OED “Deipnosophist”: “A master of the art of dining: taken from the title of the Greek work of Athenæus, in which a number of learned men are represented as dining together and discussing subjects which range from the dishes before them to literary criticism and miscellaneous topics of every description.” See Deipnosophistic, a verse sent to Bonamy Dobrée, 29 Sept [1927], in “Improper Rhymes”. For the “Vesperal Spider suspended”, see Translation into English of “Verses for the Coot” and “What will the spider do, | Suspend its operations …?” Gerontion 65–66. From 1564, books from the printing office of Richard Jones were to be had at his shop “at the Southwest door of S
t. Paul’s church”. Printers used similar imprints for two centuries. TSE’s letter suggested, alternatively: “Frognal’s Helicon? A Paradise of …” (Geoffrey Faber lived in Frognal, a district of Hampstead in the London Borough of Camden; see note to Ode to a Roman Coot 9. A Paradise of Dainty Devices was published in 1576, England’s Helicon in 1600 and Hayward’s Love’s Helicon in 1940.)
Hayward thanked Anne Bradby (later Ridler) for typing out Noctes Binanianæ, 1 May 1939 (BL).
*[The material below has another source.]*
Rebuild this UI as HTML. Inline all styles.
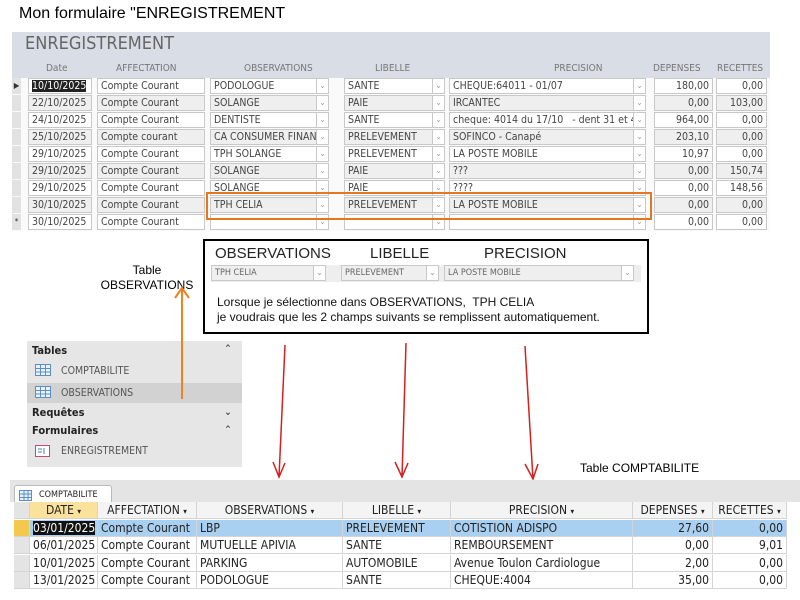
<!DOCTYPE html><html><head><meta charset="utf-8"><style>
*{margin:0;padding:0;box-sizing:border-box}
body{width:800px;height:600px;background:#fff;position:relative;overflow:hidden;font-family:"Liberation Sans",Arial,sans-serif}
.a{position:absolute;white-space:nowrap}
.f{font-family:"DejaVu Sans Condensed","Liberation Sans Narrow","Liberation Sans",sans-serif;font-size:10.5px;color:#444}
.bx{position:absolute;height:16px;border:1px solid #c8c8c8;background:#fff;line-height:14px;padding:0 3px;overflow:hidden;white-space:nowrap}
.g{background:#efefef}
.dd{position:absolute;width:13px;height:16px;border:1px solid #c8c8c8;background:#fff;color:#999;font-size:8px;text-align:center;line-height:14px}
.r{text-align:right}
.hd{font-size:10px;color:#777;position:absolute;top:63px}
.n{font-family:"Liberation Sans Narrow","DejaVu Sans Condensed","Liberation Sans",sans-serif;font-size:12px;color:#222}
.c{position:absolute;height:17px;line-height:17px;padding:0 3px;border-right:1px solid #d4d4d4;border-bottom:1px solid #d4d4d4;overflow:hidden}
</style></head><body>
<div class="a" style="left:19px;top:5px;font-size:16px;color:#000">Mon formulaire "ENREGISTREMENT</div>
<div class="a" style="left:12px;top:32px;width:758px;height:46px;background:#d8dde6"></div>
<div class="a" style="left:12px;top:78px;width:758px;height:153px;background:#fafafa"></div>
<div class="a f" style="left:25px;top:33px;font-size:18px;color:#666">ENREGISTREMENT</div>
<div class="hd f" style="left:46px">Date</div>
<div class="hd f" style="left:116px">AFFECTATION</div>
<div class="hd f" style="left:244px">OBSERVATIONS</div>
<div class="hd f" style="left:375px">LIBELLE</div>
<div class="hd f" style="left:554px">PRECISION</div>
<div class="hd f" style="left:653px">DEPENSES</div>
<div class="hd f" style="left:717px">RECETTES</div>
<div id="rows" class="f"></div>
<div class="a" style="left:206px;top:192px;width:446px;height:28px;border:2px solid #e8761e"></div>

<div class="a" style="left:203px;top:239px;width:446px;height:95px;border:2px solid #000"></div>
<div class="a" style="left:215px;top:245px;font-size:15px;color:#222">OBSERVATIONS</div>
<div class="a" style="left:370px;top:245px;font-size:15px;color:#222">LIBELLE</div>
<div class="a" style="left:484px;top:245px;font-size:15px;color:#222">PRECISION</div>
<div class="a" style="left:211px;top:265px;width:430px;height:17px;background:#eee"></div>
<div class="bx f g" style="left:211px;top:265px;width:103px;font-size:9px;color:#666">TPH CELIA</div><div class="dd" style="left:313px;top:265px">&#8964;</div>
<div class="bx f g" style="left:341px;top:265px;width:86px;font-size:9px;color:#666">PRELEVEMENT</div><div class="dd" style="left:426px;top:265px">&#8964;</div>
<div class="bx f g" style="left:444px;top:265px;width:178px;font-size:9px;color:#666">LA POSTE MOBILE</div><div class="dd" style="left:621px;top:265px">&#8964;</div>
<div class="a" style="left:217px;top:295px;font-size:12px;color:#111;line-height:15px">Lorsque je sélectionne dans OBSERVATIONS,&nbsp; TPH CELIA<br>je voudrais que les 2 champs suivants se remplissent automatiquement.</div>

<div class="a" style="left:96px;top:263px;width:102px;text-align:center;font-size:12px;line-height:15px;color:#000">Table<br>OBSERVATIONS</div>

<div class="a" style="left:27px;top:341px;width:215px;height:126px;background:#e6e6e6"></div>
<div class="a" style="left:27px;top:383px;width:215px;height:20px;background:#d2d2d2"></div>
<div class="a f" style="left:32px;top:344px;font-weight:bold;color:#222;font-size:11px">Tables</div>
<div class="a f" style="left:224px;top:343px;color:#333">&#8963;</div>
<div class="a f" style="left:61px;top:365px;color:#555;font-size:10.5px">COMPTABILITE</div>
<div class="a f" style="left:61px;top:387px;color:#555;font-size:10.5px">OBSERVATIONS</div>
<div class="a f" style="left:32px;top:406px;font-weight:bold;color:#222;font-size:11px">Requêtes</div>
<div class="a f" style="left:224px;top:406px;color:#333">&#8964;</div>
<div class="a f" style="left:32px;top:424px;font-weight:bold;color:#222;font-size:11px">Formulaires</div>
<div class="a f" style="left:224px;top:424px;color:#333">&#8963;</div>
<div class="a f" style="left:61px;top:445px;color:#555;font-size:10.5px">ENREGISTREMENT</div>
<svg class="a" style="left:0;top:0" width="800" height="600">
<g fill="#eaf2fb" stroke="#5a8fc8" stroke-width="1"><rect x="35.5" y="364.5" width="15" height="11"/><rect x="35.5" y="386.5" width="15" height="11"/></g>
<g stroke="#5a8fc8" stroke-width="1"><path d="M36 368.5h14M36 372h14M40.5 365v10M45.5 365v10M36 390.5h14M36 394h14M40.5 387v10M45.5 387v10"/></g>
<rect x="35.5" y="445.5" width="14" height="11" fill="#fff" stroke="#c3487e"/><path d="M38 449h4M38 452h4M44 448v6" stroke="#4a7cc0"/>
<g stroke="#f08020" stroke-width="2" fill="none"><path d="M182 399V288M175 298l7-10 7 10"/></g>
<g stroke="#d42020" stroke-width="1.5" fill="none"><path d="M285 345L279 477M273 462l6 15 6-14"/><path d="M406 343L402 477M395 462l7 15 6-14"/><path d="M525 346L533 479M525 464l8 15 5-15"/></g>
<rect x="19.5" y="490.5" width="12" height="10" fill="#eaf2fb" stroke="#5a8fc8"/><path d="M20 494h11M20 497.5h11M24 491v9M28 491v9" stroke="#5a8fc8"/>
</svg>
<div class="a" style="left:580px;top:461px;font-size:12px;color:#000">Table COMPTABILITE</div>
<div class="a" style="left:10px;top:480px;width:790px;height:22px;background:#e4e4e4"></div>
<div class="a" style="left:14px;top:485px;width:98px;height:18px;background:#fff;border:1px solid #bbb;border-bottom:none;border-radius:3px 3px 0 0"></div>
<svg class="a" style="left:0;top:0" width="40" height="510"><rect x="19.5" y="490.5" width="12" height="10" fill="#eaf2fb" stroke="#5a8fc8"/><path d="M20 494h11M20 497.5h11M24 491v9M28 491v9" stroke="#5a8fc8"/></svg>
<div class="a f" style="left:39px;top:490px;font-size:9px;color:#222">COMPTABILITE</div>
<div id="bt" class="n"></div>
<script>
var R=[["10/10/2025","Compte Courant","PODOLOGUE","SANTE","CHEQUE:64011 - 01/07","180,00","0,00"],["22/10/2025","Compte Courant","SOLANGE","PAIE","IRCANTEC","0,00","103,00"],["24/10/2025","Compte Courant","DENTISTE","SANTE","cheque: 4014 du 17/10&nbsp;&nbsp; - dent 31 et 4","964,00","0,00"],["25/10/2025","Compte courant","CA CONSUMER FINAN","PRELEVEMENT","SOFINCO - Canapé","203,10","0,00"],["29/10/2025","Compte Courant","TPH SOLANGE","PRELEVEMENT","LA POSTE MOBILE","10,97","0,00"],["29/10/2025","Compte Courant","SOLANGE","PAIE","???","0,00","150,74"],["29/10/2025","Compte Courant","SOLANGE","PAIE","????","0,00","148,56"],["30/10/2025","Compte Courant","TPH CELIA","PRELEVEMENT","LA POSTE MOBILE","0,00","0,00"],["30/10/2025","Compte Courant","","","","0,00","0,00"]];
var h="";R.forEach(function(r,i){var y=78+i*17,g=(i%2)?" g":"";
h+='<div class="a" style="left:12px;top:'+y+'px;width:9px;height:16px;background:#e2e2e2;font-size:8px;color:#333;text-align:center;line-height:16px">'+(i==0?"&#9654;":i==8?"*":"")+'</div>';
h+='<div class="bx'+g+'" style="left:28px;top:'+y+'px;width:64px">'+(i==0?'<span style="background:#222;color:#fff">'+r[0]+'</span>':r[0])+'</div>';
h+='<div class="bx'+g+'" style="left:97px;top:'+y+'px;width:108px">'+r[1]+'</div>';
h+='<div class="bx'+g+'" style="left:210px;top:'+y+'px;width:107px">'+r[2]+'</div><div class="dd" style="left:316px;top:'+y+'px">&#8964;</div>';
h+='<div class="bx'+g+'" style="left:344px;top:'+y+'px;width:89px">'+r[3]+'</div><div class="dd" style="left:432px;top:'+y+'px">&#8964;</div>';
h+='<div class="bx'+g+'" style="left:449px;top:'+y+'px;width:185px">'+r[4]+'</div><div class="dd" style="left:633px;top:'+y+'px">&#8964;</div>';
h+='<div class="bx r'+g+'" style="left:654px;top:'+y+'px;width:59px">'+r[5]+'</div>';
h+='<div class="bx r'+g+'" style="left:716px;top:'+y+'px;width:51px">'+r[6]+'</div>';});
document.getElementById("rows").innerHTML=h;
var C=[[14,16],[30,68],[98,99],[197,146],[343,108],[451,182],[633,80],[713,74]];
var H=["","DATE","AFFECTATION","OBSERVATIONS","LIBELLE","PRECISION","DEPENSES","RECETTES"];
var B=[["03/01/2025","Compte Courant","LBP","PRELEVEMENT","COTISTION ADISPO","27,60","0,00"],["06/01/2025","Compte Courant","MUTUELLE APIVIA","SANTE","REMBOURSEMENT","0,00","9,01"],["10/01/2025","Compte Courant","PARKING","AUTOMOBILE","Avenue Toulon Cardiologue","2,00","0,00"],["13/01/2025","Compte Courant","PODOLOGUE","SANTE","CHEQUE:4004","35,00","0,00"]];
var s="";C.forEach(function(c,j){s+='<div class="c" style="left:'+c[0]+'px;top:502px;width:'+c[1]+'px;text-align:center;background:'+(j==1?'#fbe29c':j==0?'#e4e4e4':'#f4f4f4')+'">'+H[j]+(j?' <span style="font-size:8px">&#9662;</span>':'')+'</div>';});
B.forEach(function(r,i){var y=520+i*17.3;C.forEach(function(c,j){var bg=i==0?(j==0?'#f2c94c':'#a9d0f0'):(j==0?'#e4e4e4':'#fff');var t=j==0?'':r[j-1];if(i==0&&j==1)t='<span style="background:#111;color:#fff">'+t+'</span>';
s+='<div class="c" style="left:'+c[0]+'px;top:'+y+'px;width:'+c[1]+'px;background:'+bg+';text-align:'+(j>=6?'right':'left')+'">'+t+'</div>';});});
document.getElementById("bt").innerHTML=s;
</script>
</body></html>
He wrote to Morley on 14 Aug 1939 to say that “the treasurable little booklets” had arrived, and copies were in the post “under separate cover”.
4. AFTER DISTRIBUTION
TSE to Henry Eliot, 14 Oct 1939: “Dear Me! I am somewhat embarrassed by having this pamphlet taken so seriously: it is merely the last flicker of expiring civilisation, a commemoration of the elegant pastimes of gentlemen and scholars. The verses were not, of course, composed with a view to publication; but after the accumulation of a year or two, Hayward arranged with a nice man named Gregory, who has a printing business, to have a few copies printed, as a Festschrift for Faber’s birthday, and in commemoration of pleasant evenings that are past. The company is dispersed. What else is there to say about the verses? They naturally contain a number of private allusions, of little interest or value to posterity. But the name of Madame de Margerie, wife of the First Secretary of the French Embassy, should be kept green.”